One overarching question has driven my research as a comparative-historical sociologist: How can we better understand the ways in which religious institutions respond to social, cultural, and demographic change?
In pursuit of this question, I have investigated: the cultural factors and social movements that directed the Second Vatican Council in the Roman Catholic Church (1962-65); the demographic factors that explain why American Protestantism has gone from being majority Mainline to majority conservative and evangelical; the role religious competition and marketing played in encouraging the Roman Catholic Church to exponentially increase its granting of marital annulments; and how racialized concerns about “runaway fertility” among Catholic and Jewish immigrants caused many of America’s most prominent religious groups to rather suddenly liberalize on birth control in the early 1930s. Most recently, my interest in religious change has led me to examine the ways in which the structure of American religion has not changed – especially how and why religion remains deeply intertwined with inequality – in the US, but also around the world – and what this means, both theoretically and methodologically. I call this line of theoretical and empirical work, “complex religion.”

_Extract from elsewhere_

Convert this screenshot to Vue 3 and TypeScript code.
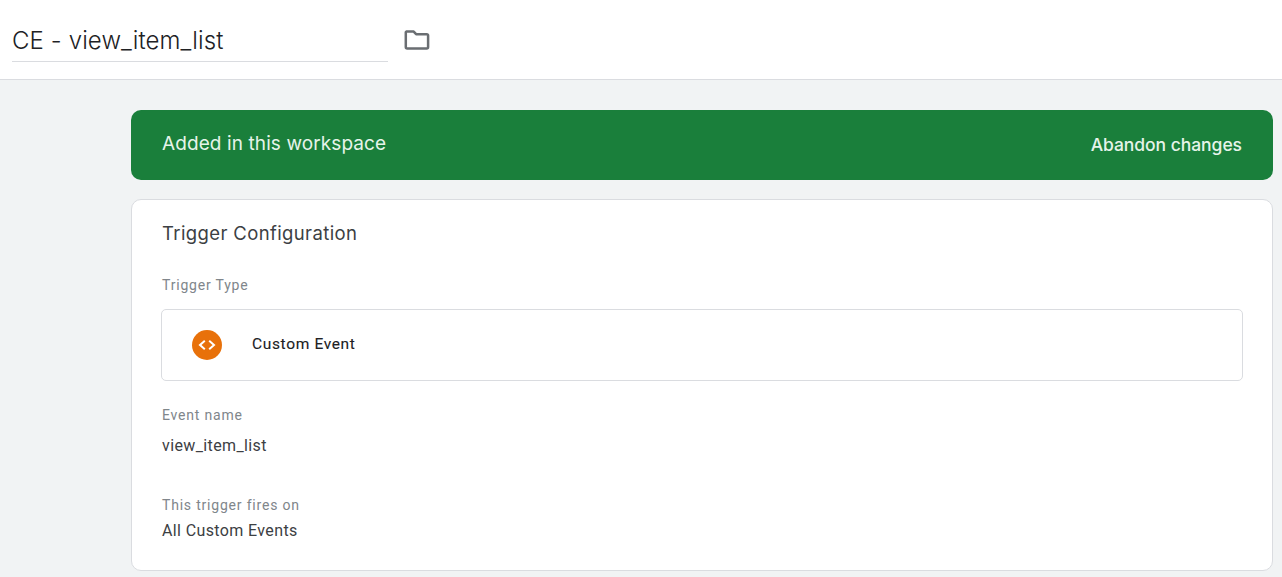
<script setup lang="ts">
const title = 'CE - view_item_list'
</script>

<template>
  <div class="page">
    <header class="topbar">
      <div class="name">{{ title }}</div>
      <svg class="folder" viewBox="0 0 26 22" width="26" height="22" aria-hidden="true">
        <path d="M2.3 2.6h7.4l2.4 2.6h10.6a1.4 1.4 0 0 1 1.4 1.4v11.4a1.4 1.4 0 0 1-1.4 1.4H3.2a1.4 1.4 0 0 1-1.4-1.4V3.1z" fill="none" stroke="#6a6e72" stroke-width="2.5" stroke-linejoin="round"/>
      </svg>
    </header>
    <main class="content">
      <section class="banner">
        <span class="banner-title">Added in this workspace</span>
        <span class="banner-action">Abandon changes</span>
      </section>
      <section class="card">
        <h2 class="card-title">Trigger Configuration</h2>
        <div class="label type-label">Trigger Type</div>
        <div class="type-box">
          <span class="type-icon">
            <svg viewBox="0 0 30 30" width="30" height="30" aria-hidden="true">
              <path d="M12.8 10.8 8 15l4.8 4.2M17.2 10.8 22 15l-4.8 4.2" fill="none" stroke="#fff" stroke-width="2"/>
            </svg>
          </span>
          <span class="type-name">Custom Event</span>
        </div>
        <div class="label event-label">Event name</div>
        <div class="value event-value">view_item_list</div>
        <div class="label fires-label">This trigger fires on</div>
        <div class="value fires-value">All Custom Events</div>
      </section>
    </main>
  </div>
</template>

<style scoped>
.page {
  width: 1282px;
  height: 577px;
  overflow: hidden;
  background: #f1f3f4;
  font-family: Roboto, "Liberation Sans", sans-serif;
}
.topbar {
  box-sizing: border-box;
  height: 80px;
  background: #fff;
  border-bottom: 1px solid #dadce0;
  padding: 20px 0 0 12px;
  display: flex;
  align-items: flex-start;
}
.name {
  box-sizing: border-box;
  width: 376px;
  height: 42px;
  border-bottom: 1px solid #dadce0;
  font-family: Inter, "Open Sans", sans-serif;
  font-size: 24px;
  font-weight: 300;
  line-height: 41px;
  letter-spacing: 0.11px;
  color: #202124;
}
.folder {
  margin: 9px 0 0 16px;
}
.content {
  padding: 30px 9px 0 131px;
  display: flex;
  flex-direction: column;
  gap: 19px;
}
.banner {
  box-sizing: border-box;
  height: 70px;
  background: #1a7f3b;
  border-radius: 10px;
  padding: 0 31px;
  display: flex;
  align-items: center;
  justify-content: space-between;
  color: #e6f4ea;
  font-family: Inter, "Open Sans", sans-serif;
}
.banner-title {
  font-size: 19px;
  font-weight: 400;
  letter-spacing: 0.1px;
  margin-top: -3px;
}
.banner-action {
  font-size: 17.5px;
  font-weight: 500;
  letter-spacing: -0.05px;
  margin-top: -2px;
}
.card {
  box-sizing: border-box;
  height: 372px;
  background: #fff;
  border: 1px solid #dadce0;
  border-radius: 10px;
  padding: 0 29px 0 30px;
  display: flex;
  flex-direction: column;
}
.card-title {
  margin: 21px 0 0;
  font-family: Inter, "Open Sans", sans-serif;
  font-size: 18.5px;
  line-height: 24px;
  font-weight: 400;
  letter-spacing: 0.38px;
  color: #3c4043;
}
.label {
  font-size: 14px;
  line-height: 20px;
  letter-spacing: 0.8px;
  color: #80868b;
}
.value {
  font-size: 16px;
  line-height: 20px;
  letter-spacing: 0.38px;
  color: #3c4043;
}
.type-label {
  margin-top: 30px;
}
.type-box {
  box-sizing: border-box;
  height: 72px;
  margin: 14px 0 0 -1px;
  border: 1px solid #dadce0;
  border-radius: 5px;
  padding-left: 30px;
  display: flex;
  align-items: center;
}
.type-icon {
  width: 30px;
  height: 30px;
  border-radius: 50%;
  background: #e8710a;
  display: flex;
}
.type-name {
  margin: -2px 0 0 30px;
  font-size: 15.5px;
  font-weight: 400;
  letter-spacing: 0.65px;
  color: #202124;
  -webkit-text-stroke: 0.1px #202124;
}
.event-label {
  margin-top: 24px;
}
.event-value {
  margin-top: 11px;
}
.fires-label {
  margin-top: 39px;
}
.fires-value {
  margin-top: 6px;
}
</style>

Examining these various research questions has, more often than not, required gathering my own data – from personal letters and Council votes from the Vatican Secret Archive on the part of 3000 bishops, to more than 10,000 articles from denominational periodicals for more than 30 religious groups over more than 50 years, to, most recently, developing a module for the General Social Survey so that we can better identify and understand Conservative Protestants and their political views. As a result, the research methods I use are varied – requiring everything from careful qualitative analysis of obscure archival sources in foreign languages to advanced statistical analysis of databases that I build myself.